3つ目も広告クリエイティブへの反映ですが、今度はレスポンシブ・ディスプレイ広告を動的に生成することです。レスポンシブ・ディスプレイ広告の作成には、見出しや説明文、画像、ロゴなどさまざまなアセットが必要です。記事コンテンツにランディングする広告であれば、これらのアセットを、Webサイト上のOGPデータやSchema.orgの情報から生成することが可能です。そして、Search ConsoleやGoogleアナリティクスに蓄積されたパフォーマンス・データを元に、条件を設定し、どのクリエイティブに対する広告を生成するべきかを決定することで、パフォーマンスの低いコンテンツに対する広告出稿を自動で抑制することが可能になります(下図参照)。

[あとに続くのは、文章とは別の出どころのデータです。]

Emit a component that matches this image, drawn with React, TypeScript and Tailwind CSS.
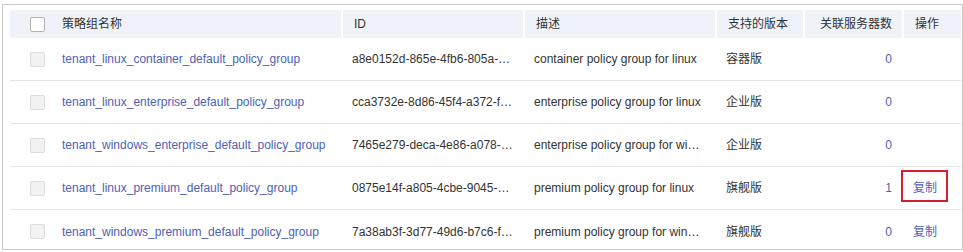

もちろん、Googleアナリティクスや広告以外の場面でもこれらのデータを活用することは可能です。例えば、これらのデータを使って、メルマガコンテンツの一部を自動生成したり、マーケティング・オートメーションやWeb接客ツール、レコメンド・エンジンなどにも活用できます。
まとめ
今回、データフィードを徹底的に活用するための活用例を考え、さらにその延長線上にあるデータ活用を行った近未来的なWebマーケティングの概略を説明しました。
今後のWebマーケティングはさらにテクノロジーが発展し、データをどこまで活用することができるかがポイントになってくると考えられます。本記事を参考に、Webマーケティングへのテクノロジー活用を考えてみませんか。